▶ **TASK TO CARRY OUT**
Carry none of the pictures over; set down the material below exactly.

◆ ◆ ◆ ◆ ◆ ◆ ◆

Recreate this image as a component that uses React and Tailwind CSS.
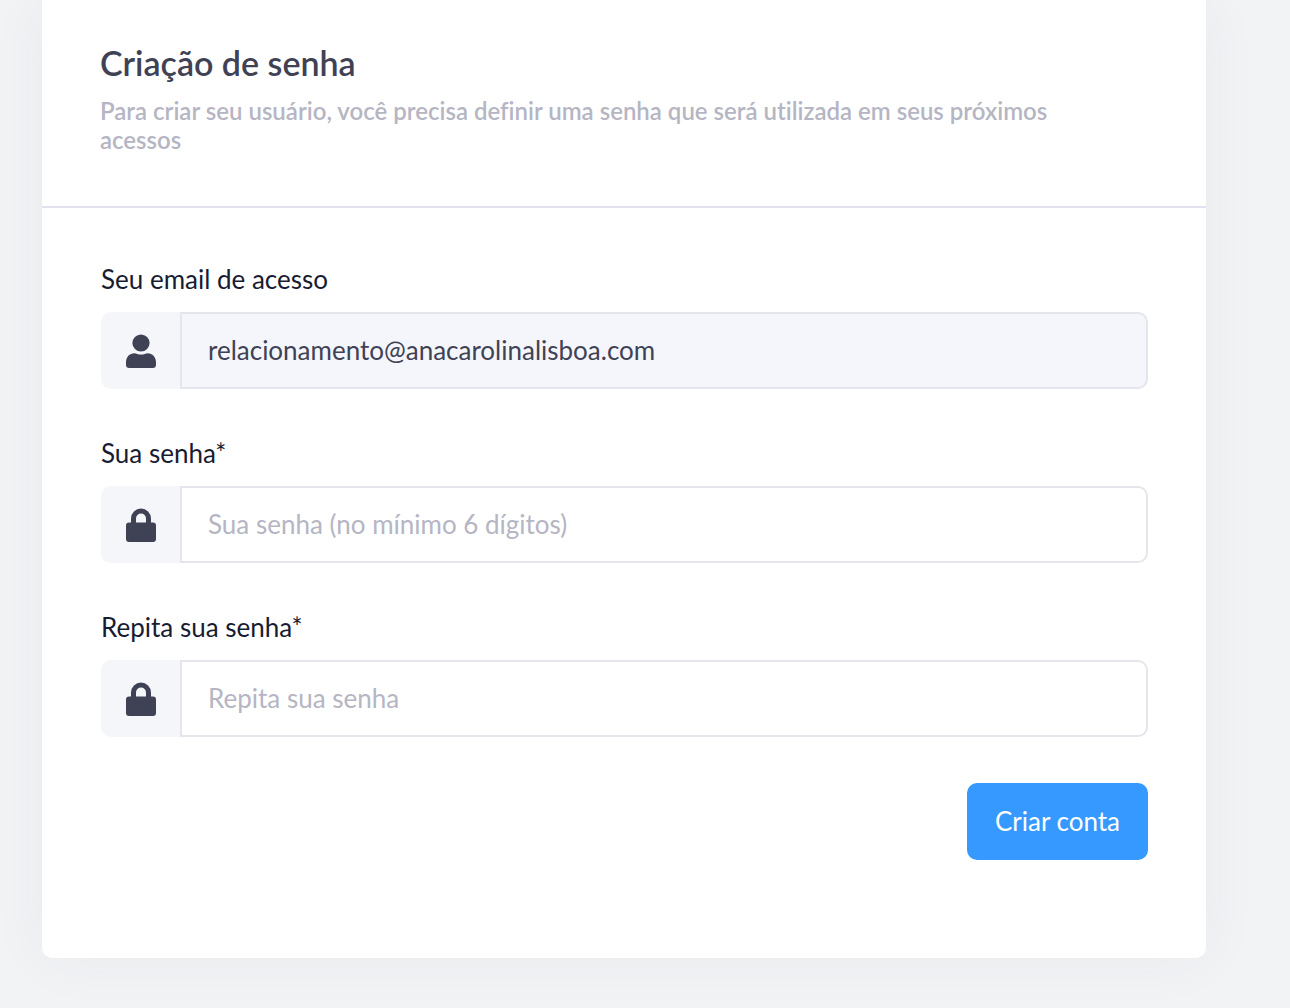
import { useId } from "react";

function PersonIcon() {
  return (
    <svg viewBox="0 0 32 36" className="h-9 w-8 fill-[#3f4254]" aria-hidden="true">
      <circle cx="16" cy="10" r="8.600" />
      <path d="M1 29.500C1 24 4.500 20.200 9.500 20.200c1.600 0 3.600 1.400 6.500 1.400s4.900-1.400 6.500-1.400c5 0 8.500 3.800 8.500 9.300V32c0 1.700-1.300 3-3 3H4c-1.700 0-3-1.300-3-3z" />
    </svg>
  );
}

function LockIcon() {
  return (
    <svg viewBox="0 0 32 36" className="h-9 w-8" aria-hidden="true">
      <path d="M8.500 17v-5.500a7.500 7.500 0 0 1 15 0V17" fill="none" stroke="#3f4254" strokeWidth="5" />
      <rect x="1" y="15.500" width="30" height="19.500" rx="3" fill="#3f4254" />
    </svg>
  );
}

function Field({ label, icon, inputClass = "bg-white", ...props }) {
  const id = useId();
  return (
    <div>
      <label htmlFor={id} className="mb-[17px] block text-[26px] leading-8 text-[#181c32]">
        {label}
      </label>
      <div className="flex h-[77px]">
        <span className="flex w-[79px] shrink-0 items-center justify-center rounded-l-[10px] bg-[#f4f6fa]">
          {icon}
        </span>
        <input
          id={id}
          {...props}
          className={`min-w-0 flex-1 rounded-r-[10px] border-2 border-[#e4e6ec] px-[26px] text-[26px] text-[#3f4254] outline-none placeholder:text-[#b5b5c3] ${inputClass}`}
        />
      </div>
    </div>
  );
}

export default function App() {
  return (
    <div className="min-h-screen bg-[#f1f3f5] pr-[84px] pb-[50px] pl-[42px] font-['Lato',sans-serif] [font-variant-ligatures:none]">
      <main className="rounded-b-[10px] bg-white shadow-[0_0_60px_rgba(60,63,85,0.05)]">
        <header className="border-b-2 border-[#e1e1ef] px-[58px] pt-[43px] pb-[52px]">
          <h1 className="text-[34px] leading-10 font-semibold text-[#3f4254]">Criação de senha</h1>
          <p className="mt-[13px] pr-12 text-[24px] leading-[29px] font-semibold text-[#b5b5c3]">
            Para criar seu usuário, você precisa definir uma senha que será utilizada em seus próximos acessos
          </p>
        </header>
        <form className="pt-[55px] pr-[58px] pb-[98px] pl-[59px]" onSubmit={(e) => e.preventDefault()}>
          <div className="flex flex-col gap-12">
            <Field
              label="Seu email de acesso"
              icon={<PersonIcon />}
              type="email"
              readOnly
              defaultValue="relacionamento@anacarolinalisboa.com"
              inputClass="bg-[#f4f6fb]"
            />
            <Field label="Sua senha*" icon={<LockIcon />} type="password" placeholder="Sua senha (no mínimo 6 dígitos)" />
            <Field label="Repita sua senha*" icon={<LockIcon />} type="password" placeholder="Repita sua senha" />
          </div>
          <div className="mt-[46px] flex justify-end">
            <button type="submit" className="h-[77px] rounded-[10px] bg-[#3699ff] px-7 text-[26px] text-white">
              Criar conta
            </button>
          </div>
        </form>
      </main>
    </div>
  );
}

◆ ◆ ◆ ◆ ◆ ◆ ◆

▶ **ANSWER TO THE TASK**
Recreate this image as a component that uses React and Tailwind CSS.
import { useId } from "react";

function PersonIcon() {
  return (
    <svg viewBox="0 0 32 36" className="h-9 w-8 fill-[#3f4254]" aria-hidden="true">
      <circle cx="16" cy="10" r="8.600" />
      <path d="M1 29.500C1 24 4.500 20.200 9.500 20.200c1.600 0 3.600 1.400 6.500 1.400s4.900-1.400 6.500-1.400c5 0 8.500 3.800 8.500 9.300V32c0 1.700-1.300 3-3 3H4c-1.700 0-3-1.300-3-3z" />
    </svg>
  );
}

function LockIcon() {
  return (
    <svg viewBox="0 0 32 36" className="h-9 w-8" aria-hidden="true">
      <path d="M8.500 17v-5.500a7.500 7.500 0 0 1 15 0V17" fill="none" stroke="#3f4254" strokeWidth="5" />
      <rect x="1" y="15.500" width="30" height="19.500" rx="3" fill="#3f4254" />
    </svg>
  );
}

function Field({ label, icon, inputClass = "bg-white", ...props }) {
  const id = useId();
  return (
    <div>
      <label htmlFor={id} className="mb-[17px] block text-[26px] leading-8 text-[#181c32]">
        {label}
      </label>
      <div className="flex h-[77px]">
        <span className="flex w-[79px] shrink-0 items-center justify-center rounded-l-[10px] bg-[#f4f6fa]">
          {icon}
        </span>
        <input
          id={id}
          {...props}
          className={`min-w-0 flex-1 rounded-r-[10px] border-2 border-[#e4e6ec] px-[26px] text-[26px] text-[#3f4254] outline-none placeholder:text-[#b5b5c3] ${inputClass}`}
        />
      </div>
    </div>
  );
}

export default function App() {
  return (
    <div className="min-h-screen bg-[#f1f3f5] pr-[84px] pb-[50px] pl-[42px] font-['Lato',sans-serif] [font-variant-ligatures:none]">
      <main className="rounded-b-[10px] bg-white shadow-[0_0_60px_rgba(60,63,85,0.05)]">
        <header className="border-b-2 border-[#e1e1ef] px-[58px] pt-[43px] pb-[52px]">
          <h1 className="text-[34px] leading-10 font-semibold text-[#3f4254]">Criação de senha</h1>
          <p className="mt-[13px] pr-12 text-[24px] leading-[29px] font-semibold text-[#b5b5c3]">
            Para criar seu usuário, você precisa definir uma senha que será utilizada em seus próximos acessos
          </p>
        </header>
        <form className="pt-[55px] pr-[58px] pb-[98px] pl-[59px]" onSubmit={(e) => e.preventDefault()}>
          <div className="flex flex-col gap-12">
            <Field
              label="Seu email de acesso"
              icon={<PersonIcon />}
              type="email"
              readOnly
              defaultValue="relacionamento@anacarolinalisboa.com"
              inputClass="bg-[#f4f6fb]"
            />
            <Field label="Sua senha*" icon={<LockIcon />} type="password" placeholder="Sua senha (no mínimo 6 dígitos)" />
            <Field label="Repita sua senha*" icon={<LockIcon />} type="password" placeholder="Repita sua senha" />
          </div>
          <div className="mt-[46px] flex justify-end">
            <button type="submit" className="h-[77px] rounded-[10px] bg-[#3699ff] px-7 text-[26px] text-white">
              Criar conta
            </button>
          </div>
        </form>
      </main>
    </div>
  );
}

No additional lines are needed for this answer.